I was unaware of The Other Side of the Wind before its recent Netflix release: Orson Welles’ final film and what he considered his masterpiece. Unfortunately, it was never completed due to complications in post-production which prolonged the making of the movie until Welles died in 1985.
The Other Side of the Wind is a meditative journey into the magic of filmmaking, the longing for the past and what could have been, an introspective piece on getting older, a film within a film. It is simultaneously autobiography and fiction, real and surreal.
The movie follows Jake Hannaford, an aging director (John Huston) during his birthday and what is eluded to be the final day of his life. The cut-up realist style, in the beginning, brings to mind French New Wave. The editing can be jarring at times, frequently switching from black and white to color. This was most likely done because of the film’s lack of budget; scenes were therefore resurrected and edited posthumously.

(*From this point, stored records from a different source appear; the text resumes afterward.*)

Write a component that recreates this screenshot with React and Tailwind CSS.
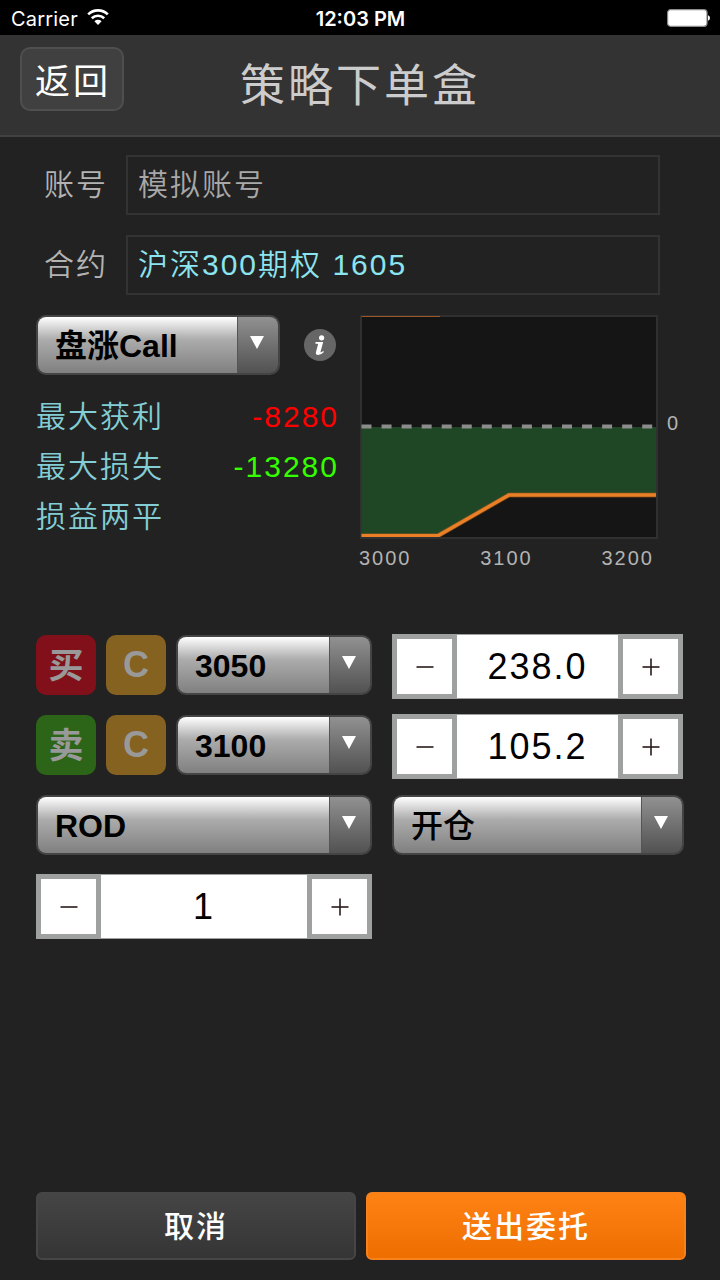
import React from "react";

const legs = [
  { side: "买", color: "bg-[#82101a]", type: "C", strike: "3050", price: "238.0" },
  { side: "卖", color: "bg-[#2c6517]", type: "C", strike: "3100", price: "105.2" },
];

const stats = [
  { label: "最大获利", value: "-8280", color: "text-[#fe0000]" },
  { label: "最大损失", value: "-13280", color: "text-[#33ff00]" },
  { label: "损益两平", value: "", color: "" },
];

function StatusBar() {
  return (
    <div className="flex h-[35px] items-center bg-black pl-[11px] pr-[10px] font-['Inter'] text-white">
      <div className="flex flex-1 items-center gap-[9px]">
        <span className="pt-[2px] text-[20px] leading-none tracking-[0.2px]">Carrier</span>
        <svg width="22" height="18" viewBox="0 0 22 18" fill="none">
          <path d="M1.2 5.4a14 14 0 0 1 19.6 0" stroke="#fff" strokeWidth="2.6" />
          <path d="M4.8 9.2a8.9 8.9 0 0 1 12.4 0" stroke="#fff" strokeWidth="2.6" />
          <path d="M11 16 7.4 12.3a5.2 5.2 0 0 1 7.2 0z" fill="#fff" />
        </svg>
      </div>
      <span className="pt-[2px] text-[20px] font-semibold leading-none">12:03 PM</span>
      <div className="flex flex-1 justify-end">
        <svg width="43" height="18" viewBox="0 0 43 18">
          <rect x="0.6" y="0.7" width="39.4" height="16.6" rx="3" fill="#fff" stroke="#8a8a8a" strokeWidth="1.2" />
          <path d="M41 6.2q2 .8 2 2.8t-2 2.8z" fill="#fff" />
        </svg>
      </div>
    </div>
  );
}

function Field({ label, value, valueColor }) {
  return (
    <div className="flex h-[60px] items-center">
      <span className="w-[82px] tracking-[2px] text-[#b3b3b3]">{label}</span>
      <div className={`flex h-[60px] w-[534px] items-center border-2 border-[#333] pl-[10px] tracking-[2px] ${valueColor}`}>
        {value}
      </div>
    </div>
  );
}

function Select({ value, width, weight = "font-bold" }) {
  return (
    <button className={`flex h-[60px] overflow-hidden rounded-[10px] border-2 border-[#444] text-[32px] leading-[36px] ${width}`}>
      <span className={`flex h-full flex-1 items-center border-r border-[#555] bg-linear-to-b from-white via-[#acacac] via-40% to-[#808080] pl-[17px] pt-px text-left text-black ${weight}`}>
        {value}
      </span>
      <span className="flex h-full w-[40px] justify-center bg-linear-to-b from-[#919191] to-[#525252] pr-[3px] pt-[19px]">
        <svg width="14" height="13" viewBox="0 0 14 13">
          <path d="M0 0h14L7 13z" fill="#fff" />
        </svg>
      </span>
    </button>
  );
}

function StepButton({ plus }) {
  return (
    <button className="flex h-[65px] w-[65px] items-center justify-center border-5 border-[#9fa1a0] bg-white">
      <svg width="18" height="18" viewBox="0 0 18 18" stroke="#2b1b1b" strokeWidth="1.6">
        <path d="M0.5 9h17" />
        {plus && <path d="M9 0.5v17" />}
      </svg>
    </button>
  );
}

function Stepper({ value, width }) {
  return (
    <div className={`flex h-[65px] bg-white ${width}`}>
      <StepButton />
      <span className="flex flex-1 items-center justify-center border-y border-[#9fa1a0] pt-px text-[36px] leading-none tracking-[2px] text-black">
        {value}
      </span>
      <StepButton plus />
    </div>
  );
}

function Badge({ text, color, font }) {
  return (
    <span className={`flex h-[60px] w-[60px] items-center justify-center rounded-[10px] leading-none text-[#999] ${font} ${color}`}>
      {text}
    </span>
  );
}

function PayoffChart() {
  return (
    <div className="w-[324px]">
      <div className="flex">
        <svg width="298" height="224" viewBox="0 0 298 224">
          <rect x="1" y="1" width="296" height="222" fill="#151515" stroke="#303030" strokeWidth="2" />
          <path d="M1.5 112H296v68H149L78 222H1.5z" fill="#1f4726" />
          <path d="M1.5 111.5H296" stroke="#8c8c8c" strokeWidth="4" strokeDasharray="10 10.05" />
          <path d="M1.5 1.5H80" stroke="#9a5626" strokeWidth="1.2" />
          <path d="M1.5 220.7H78L149 180H296" fill="none" stroke="#9a5a22" strokeWidth="5" strokeOpacity="0.6" />
          <path d="M1.5 220.7H78L149 180H296" fill="none" stroke="#ea7f26" strokeWidth="3.4" />
          <path d="M0 223H298" stroke="#303030" strokeWidth="2" />
        </svg>
        <span className="pl-[9px] pt-[97px] text-[20px] leading-[23px] text-[#b3b3b3]">0</span>
      </div>
      <div className="-ml-px flex w-[295px] justify-between pt-[8px] text-[20px] leading-[23px] tracking-[2px] text-[#b3b3b3]">
        <span>3000</span>
        <span>3100</span>
        <span>3200</span>
      </div>
    </div>
  );
}

export default function App() {
  return (
    <div className="flex h-[1280px] w-[720px] flex-col overflow-hidden bg-[#222] font-['Liberation_Sans','Noto_Sans_CJK_SC',sans-serif] text-[30px] leading-[34px]">
      <StatusBar />

      <header className="flex h-[102px] items-start border-b-2 border-[#424242] bg-[#333] pl-5 pt-3">
        <button className="flex h-[64px] w-[104px] items-center justify-center rounded-[10px] border-2 border-[#4f4f4f] bg-[#404040] pl-0.5 pt-[4px] text-[35px] font-normal leading-none tracking-[3px] text-white">
          返回
        </button>
        <h1 className="ml-[116px] pt-[15px] text-[45px] font-normal leading-[50px] tracking-[3px] text-[#ccc]">策略下单盒</h1>
      </header>

      <section className="flex flex-col gap-5 pl-[44px] pt-[18px] font-[350]">
        <Field label="账号" value="模拟账号" valueColor="text-[#a8a8a8]" />
        <Field label="合约" value="沪深300期权 1605" valueColor="text-[#8be4ef]" />
      </section>

      <section className="flex pl-9 pt-5">
        <div className="w-[324px]">
          <div className="flex items-center gap-6">
            <Select value="盘涨Call" width="w-[244px]" />
            <svg width="32" height="32" viewBox="0 0 32 32">
              <circle cx="16" cy="16" r="16" fill="#666" />
              <circle cx="17.6" cy="8.8" r="2.6" fill="#fff" />
              <path d="M11.6 13h7.6l-2.6 9.4q-.2 1.2.7.8l1.9-1.1.7.9q-2.8 3-5.7 3-3 0-2.2-3l2-7.4q.2-.8-.7-.8h-2z" fill="#fff" />
            </svg>
          </div>
          <div className="flex w-[303px] flex-col pt-[17px]">
            {stats.map((s) => (
              <div key={s.label} className="flex h-[50px] items-center justify-between tracking-[2px]">
                <span className="font-[350] text-[#83cdd5]">{s.label}</span>
                <span className={s.color}>{s.value}</span>
              </div>
            ))}
          </div>
        </div>
        <PayoffChart />
      </section>

      <section className="flex flex-col pl-9 pt-16">
        {legs.map((leg) => (
          <div key={leg.strike} className="flex h-20 items-start">
            <div className="flex gap-[10px] pr-5 pt-px">
              <Badge text={leg.side} color={leg.color} font="text-[35px] font-bold" />
              <Badge text={leg.type} color="bg-[#85621f]" font="text-[36px] font-bold" />
              <Select value={leg.strike} width="w-[196px]" />
            </div>
            <Stepper value={leg.price} width="w-[291px]" />
          </div>
        ))}
        <div className="flex h-20 gap-5 pt-px">
          <Select value="ROD" width="w-[336px]" />
          <Select value="开仓" width="w-[292px]" weight="font-medium" />
        </div>
        <Stepper value="1" width="w-[336px]" />
      </section>

      <footer className="mt-auto flex gap-[10px] pb-5 pl-9 font-medium tracking-[2px] text-white">
        <button className="h-[68px] w-[320px] rounded-[6px] border-2 border-[#464646] bg-linear-to-b from-[#454545] to-[#353535] pt-px">取消</button>
        <button className="h-[68px] w-[320px] rounded-[6px] border-2 border-[#f9811c] bg-linear-to-b from-[#ff8214] to-[#ee6e00] pt-px">送出委托</button>
      </footer>
    </div>
  );
}
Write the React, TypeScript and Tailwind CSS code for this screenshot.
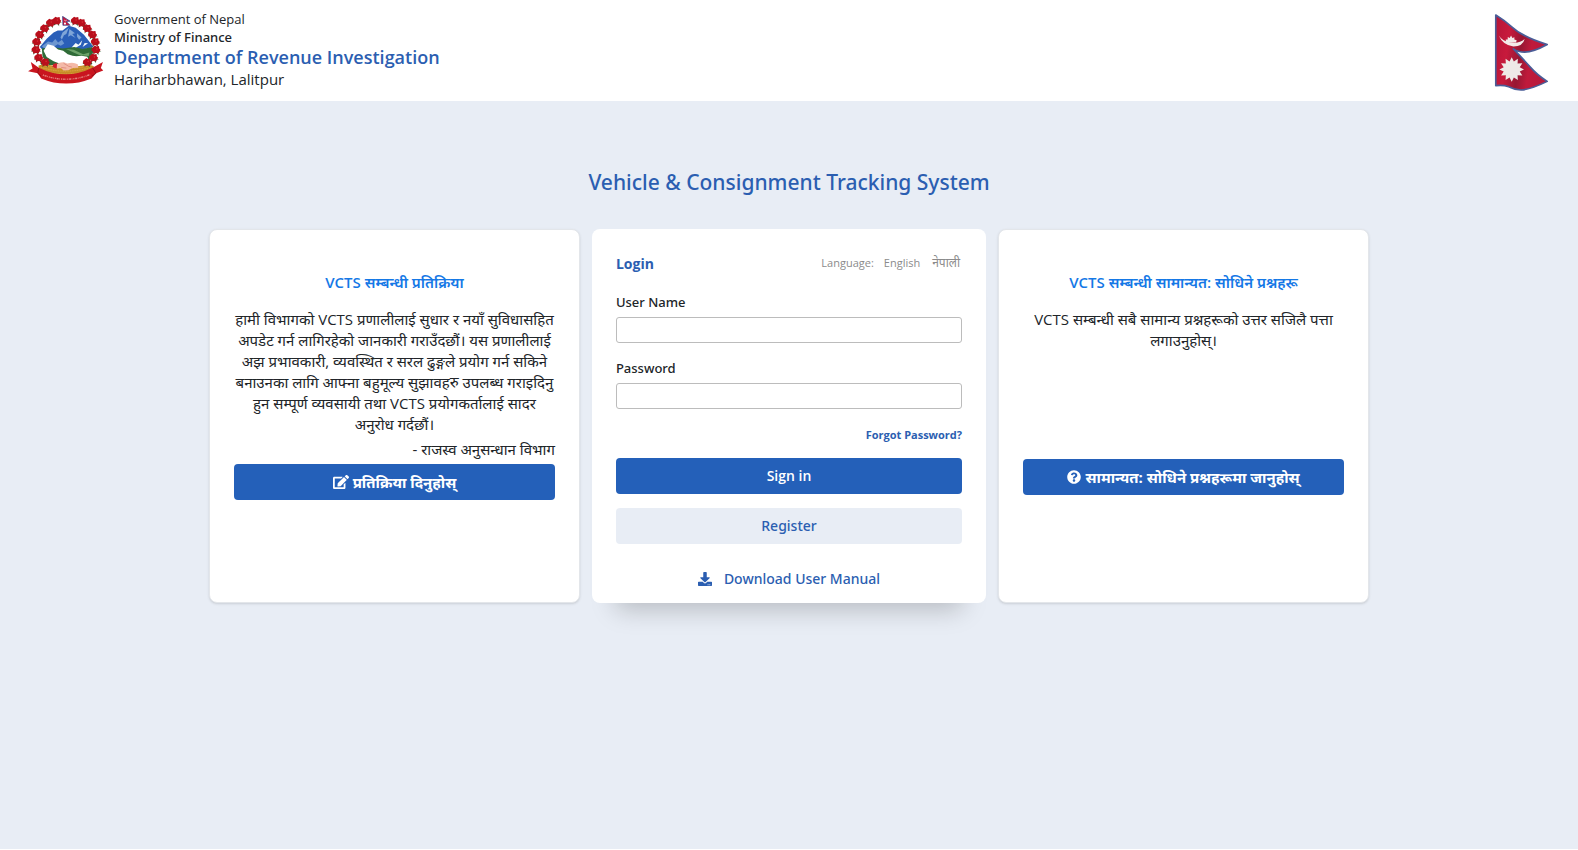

At the party, arguments break out on the nature of the film and the meaning of art among fellow well-established members of the film industry. These conversations are amusing and satirical, seeming to poke at the frail egos that are the foundation of Hollywood stardom. Welles used fairly well-known directors, writers, actors, and editors for these scenes and it is clear to see why: doing so makes the experience all that more significant, highlighting the irony of the The Other Side of the Wind being made itself.
The title of Orson’s movie is also the name of the film that Hannaford premieres for his guests. It depicts an erotic and symbolic art film with a simple plot: a boy (Bob Random) chasing after a girl (Oja Kodar); showcasing the most beautiful cinematography in the movie. Vivid colors dominate, reflections bouncing off of glass and metal buildings. The film features a very sensual scene in a car. The sound of windshield wipers; the rain and changing traffic lights melting together, creating kaleidoscopic hues on the windows.
He continues to follow the girl, to a club, the golden countryside, to an abandoned town, but she always remains ahead, out of his reach. This seems like a metaphor for Orson finishing his own film, though he was not aware of it at the time. His vision was there. The end was in sight but it was unattainable, impossible. Time knows all.
It would have been interesting to see what one of the greatest American auteurs of the 20th century would have done with what he considered his magnum opus. Yet, even in its unfinished form, it is artful, insightful and more than a semblance of what could have been. Orson gave us an astonishing substantial work, one that can still be appreciated by audiences today. Isn’t that a considerable accomplishment in itself?